But I've been running this blog for three and a half years now and seeing the things that spark joy in authors, and seeing the insecurities, and seeing people saying, "I need comments, I want comments, I have to have comments, if I don't have comments then I just feel like I need to give up" -- and I try and understand as best as I can but I don't think I actually get there. And I think the reason why that is, is because I've always had some form of community.
When I joined my last fandom, I knew a couple of people who were interested in it on tumblr, but I threw my first fic out there not knowing what I'd get. The fandom was still small at the time, and...the show was on hiatus, and there wasn't a lot of fic going on AO3, and so...when I put my fic out there, I actually got a response and it was pretty cool. And because I got online in the 90's, when people commented to me, I commented back in a conversational tone, and because the fandom was full of people of a similar age to me -- who also got on the internet in the 90's -- they also responded in a conversational tone. And next thing you know, we're making friends, we're following each other on tumblr, we're having a grand ol' time.

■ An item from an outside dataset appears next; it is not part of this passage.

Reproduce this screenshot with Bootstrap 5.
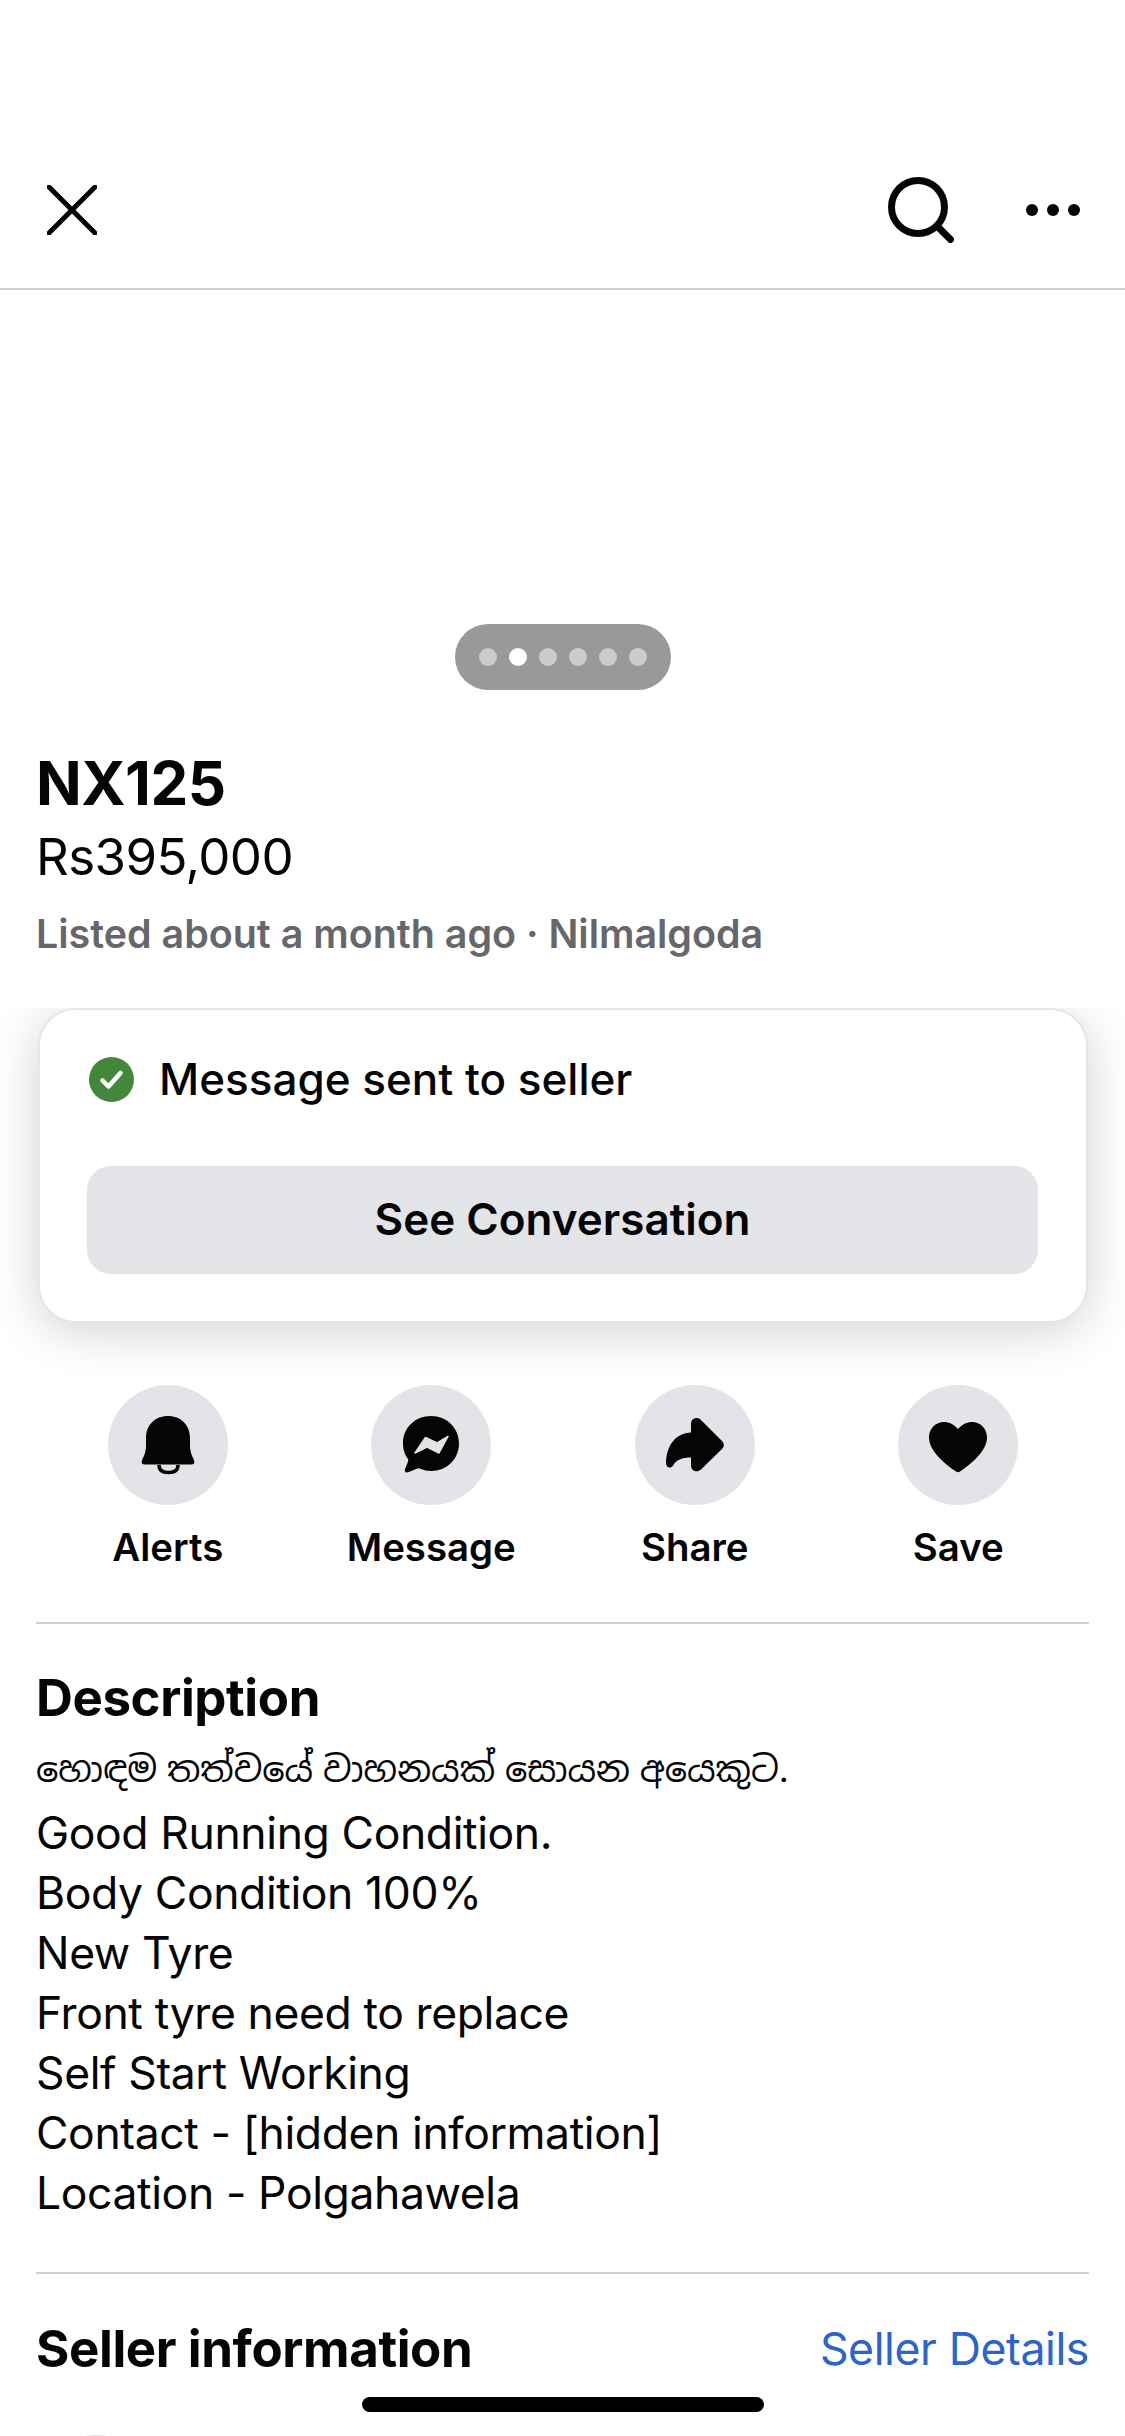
<!DOCTYPE html>
<html lang="en">
<head>
    <meta charset="UTF-8">
    <meta name="viewport" content="width=device-width, initial-scale=1.0">
    <title>NX125</title>
    <link href="https://cdn.jsdelivr.net/npm/bootstrap@5.3.3/dist/css/bootstrap.min.css" rel="stylesheet">
    <style>
        html, body {
            height: 2436px;
            overflow: hidden;
            background-color: #fff;
        }

        body {
            font-family: Inter, "Noto Sans", "Noto Sans Sinhala", "Liberation Sans", sans-serif;
            color: #050505;
        }

        .top-bar {
            height: 290px;
            padding: 0 45px 0 47px;
            border-bottom: 2px solid #d3d3d3;
        }

        .close-icon {
            margin-bottom: 53px;
        }

        .top-tools {
            gap: 72px;
            margin-bottom: 45px;
        }

        .photo-area {
            height: 400px;
        }

        .photo-dots {
            width: 216px;
            height: 66px;
            background-color: #999;
            gap: 12px;
        }

        .photo-dots span {
            width: 18px;
            height: 18px;
            border-radius: 50%;
            background-color: #ccc;
        }

        .photo-dots span.on {
            background-color: #fff;
        }

        .listing-head {
            position: relative;
            z-index: 2;
            height: 318px;
            padding: 58px 36px 0;
            background-color: #fff;
        }

        .listing-title {
            font-size: 60px;
            font-weight: 700;
            line-height: 70px;
            margin: 0;
            letter-spacing: -.5px;
        }

        .listing-price {
            font-size: 51px;
            line-height: 78px;
            letter-spacing: -.6px;
        }

        .listing-meta {
            font-size: 39.4px;
            font-weight: 600;
            line-height: 50px;
            margin-top: 13px;
            color: #65676b;
        }

        .sent-card {
            height: 315px;
            margin: 0 37px 0 38px;
            padding: 46px 48px 47px 47px;
            border: 2px solid #e4e6eb;
            border-radius: 38px;
            box-shadow: 0 8px 50px rgba(0, 0, 0, .18);
        }

        .sent-line {
            font-size: 44px;
            line-height: 46px;
            font-weight: 500;
            gap: 25px;
            padding-left: 2px;
            height: 46px;
        }

        .see-btn {
            height: 108px;
            margin-top: 64px;
            padding-bottom: 9px;
            background-color: #e3e4e8;
            border: 0;
            border-radius: 24px;
            font-size: 44px;
            font-weight: 600;
            color: #050505;
        }

        .action-row {
            padding: 62px 35px 0 36px;
        }

        .action-item {
            width: 25%;
        }

        .action-circle {
            width: 120px;
            height: 120px;
            background-color: #e3e4e8;
        }

        .action-label {
            font-size: 38.4px;
            font-weight: 600;
            line-height: 48px;
            margin-top: 18px;
        }

        .page-rule {
            height: 2px;
            margin: 0 36px;
            background-color: #ced0d4;
        }

        .page-rule.first-rule {
            margin-top: 51px;
        }

        .desc-block {
            padding: 43px 36px 0;
            height: 648px;
        }

        .block-title {
            font-size: 51px;
            font-weight: 700;
            line-height: 62px;
            margin: 0;
            letter-spacing: -.4px;
        }

        .desc-text {
            font-size: 44.5px;
            line-height: 60px;
            letter-spacing: -.4px;
        }

        .sinhala-line {
            font-size: 35.2px;
            line-height: 50px;
            margin-top: 15px;
            margin-bottom: 9px;
        }

        .seller-head {
            padding: 42px 36px 0;
        }

        .seller-link {
            font-size: 44.6px;
            color: #2a64cc;
            text-decoration: none;
            letter-spacing: -.4px;
        }

        .seller-avatar {
            width: 120px;
            height: 120px;
            margin: 52px 0 0 36px;
            background-color: #e3e4e8;
        }

        .home-bar {
            position: absolute;
            left: 362px;
            top: 2397px;
            width: 402px;
            height: 15px;
            border-radius: 8px;
            background-color: #000;
        }
    </style>
</head>
<body>
    <header class="top-bar d-flex align-items-end justify-content-between">
        <svg width="50" height="50" viewBox="0 0 50 50" class="close-icon flex-shrink-0">
            <path d="M2 2L48 48M48 2L2 48" stroke="#050505" stroke-width="5" stroke-linecap="round" fill="none"/>
        </svg>
        <div class="top-tools d-flex align-items-center">
            <svg width="66" height="66" viewBox="0 0 66 66">
                <circle cx="30" cy="30" r="26.500" stroke="#050505" stroke-width="7" fill="none"/>
                <path d="M49 49L62.500 62.500" stroke="#050505" stroke-width="7" stroke-linecap="round"/>
            </svg>
            <svg width="54" height="12" viewBox="0 0 54 12">
                <circle cx="6" cy="6" r="6" fill="#050505"/>
                <circle cx="27" cy="6" r="6" fill="#050505"/>
                <circle cx="48" cy="6" r="6" fill="#050505"/>
            </svg>
        </div>
    </header>

    <section class="photo-area d-flex justify-content-center align-items-end">
        <div class="photo-dots rounded-pill d-flex align-items-center justify-content-center">
            <span></span><span class="on"></span><span></span><span></span><span></span><span></span>
        </div>
    </section>

    <section class="listing-head">
        <h1 class="listing-title">NX125</h1>
        <div class="listing-price">Rs395,000</div>
        <div class="listing-meta">Listed about a month ago · Nilmalgoda</div>
    </section>

    <section class="sent-card bg-white">
        <div class="sent-line d-flex align-items-center">
            <svg width="45" height="45" viewBox="0 0 45 45">
                <circle cx="22.500" cy="22.500" r="22.500" fill="#42873b"/>
                <path d="M13.500 23.500L19.500 29.500L31.500 16" stroke="#fff" stroke-width="4.500" stroke-linecap="round" stroke-linejoin="round" fill="none"/>
            </svg>
            <span>Message sent to seller</span>
        </div>
        <button type="button" class="btn see-btn w-100">See Conversation</button>
    </section>

    <section class="action-row d-flex">
        <div class="action-item d-flex flex-column align-items-center">
            <div class="action-circle rounded-circle d-flex align-items-center justify-content-center">
                <svg width="60" height="60" viewBox="0 0 60 60">
                    <path d="M30 1C17 1 8 10 8 23V31C8 37 6 41 4 45C3 48 4 49.500 7 49.500H53C56 49.500 57 48 56 45C54 41 52 37 52 31V23C52 10 43 1 30 1Z" fill="#050505"/>
                    <path d="M21 50C21 56 25 57.500 30.500 57.500C36 57.500 40 56 40 50" stroke="#050505" stroke-width="3.500" fill="none"/>
                </svg>
            </div>
            <div class="action-label">Alerts</div>
        </div>
        <div class="action-item d-flex flex-column align-items-center">
            <div class="action-circle rounded-circle d-flex align-items-center justify-content-center">
                <svg width="60" height="60" viewBox="0 0 60 60">
                    <path d="M30 1C14 1 2 13 2 28C2 35 4 40 7 44C7.500 45 7 46 6.500 48L4 54C3 57 5 58 8 57L15 54C17 53 18 53 20 54C23 55 26 56 30 56C46 56 58 44 58 28.500C58 13 46 1 30 1Z" fill="#050505"/>
                    <path d="M14 38L24.500 22.500L36 28L47 21.500L38 38L26 32Z" fill="#e3e4e8" stroke="#e3e4e8" stroke-width="1.500" stroke-linejoin="round"/>
                </svg>
            </div>
            <div class="action-label">Message</div>
        </div>
        <div class="action-item d-flex flex-column align-items-center">
            <div class="action-circle rounded-circle d-flex align-items-center justify-content-center">
                <svg width="60" height="60" viewBox="0 0 60 60">
                    <path d="M26 9C26 3.500 32 1 36 5L57 26C59.500 28.500 59.500 31.500 57 34L36 54.500C32 58 26 56 26 50.500V42.500C17 42.500 11 45 8 50.500C6 54 1 53 1 48C1.500 30 11 18 26 17.500Z" fill="#050505"/>
                </svg>
            </div>
            <div class="action-label">Share</div>
        </div>
        <div class="action-item d-flex flex-column align-items-center">
            <div class="action-circle rounded-circle d-flex align-items-center justify-content-center">
                <svg width="60" height="60" viewBox="0 0 60 60">
                    <path d="M30 14C26 9.500 21 7 16 7C7.500 7 1 13.500 1 22.500C1 36 17 49 28 56.500C29.500 57.500 30.500 57.500 32 56.500C43 49 59 36 59 22.500C59 13.500 52.500 7 44 7C39 7 34 9.500 30 14Z" fill="#050505"/>
                </svg>
            </div>
            <div class="action-label">Save</div>
        </div>
    </section>

    <div class="page-rule first-rule"></div>

    <section class="desc-block">
        <h2 class="block-title">Description</h2>
        <div class="sinhala-line">හොඳම තත්වයේ වාහනයක් සොයන අයෙකුට.</div>
        <div class="desc-text">Good Running Condition.</div>
        <div class="desc-text">Body Condition 100%</div>
        <div class="desc-text">New Tyre</div>
        <div class="desc-text">Front tyre need to replace</div>
        <div class="desc-text">Self Start Working</div>
        <div class="desc-text">Contact - [hidden information]</div>
        <div class="desc-text">Location - Polgahawela</div>
    </section>

    <div class="page-rule"></div>

    <section class="seller-head d-flex justify-content-between align-items-center">
        <h2 class="block-title">Seller information</h2>
        <a href="#" class="seller-link">Seller Details</a>
    </section>
    <div class="seller-avatar rounded-circle"></div>

    <div class="home-bar"></div>
    <script src="https://cdn.jsdelivr.net/npm/bootstrap@5.3.3/dist/js/bootstrap.bundle.min.js"></script>
</body>
</html>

And so...for me, when I go into a stats spiral, it's more about comparing myself against myself, and "why am I not doing better with this story than this other story", and "why do people like that story? That was just a joke. This one that's serious, nobody is paying attention to and why is that"? But it's not so much about people and the comments or the lack of comments, it's more about me and, you know, trying to understand my own writing and you know, what works and what doesn't and relying on other people won't tell me that and I know that.
And then I remembered the one time when I actually was upset that I didn't get comments. And it was...I had organized this fandom event type of thing -- not really an event -- I was doing this thing, and anyone who wanted to participate or support me or encourage me was welcome to do so. I wanted to do a thing. I did...I, um, called it a ficathon, it was a March Madness kind of thing, where 64 prompts went in, and 1 prompt came out. And I was writing 64 fics at the same time and people were voting on them and it was great. And when we got to the final fic, and I wrote it and posted it on AO3, after -- I dunno, a month? -- of fanfare -- I was getting 50 votes a day on these things, so like people were reading. I didn't get comments. I barely had hits or kudos and it was a huge let down. And it wasn't about the comments, even though I remember I wrote some kind of post and put it on tumblr that I was upset and whatever, and I remember writing about comments and kudos and hits.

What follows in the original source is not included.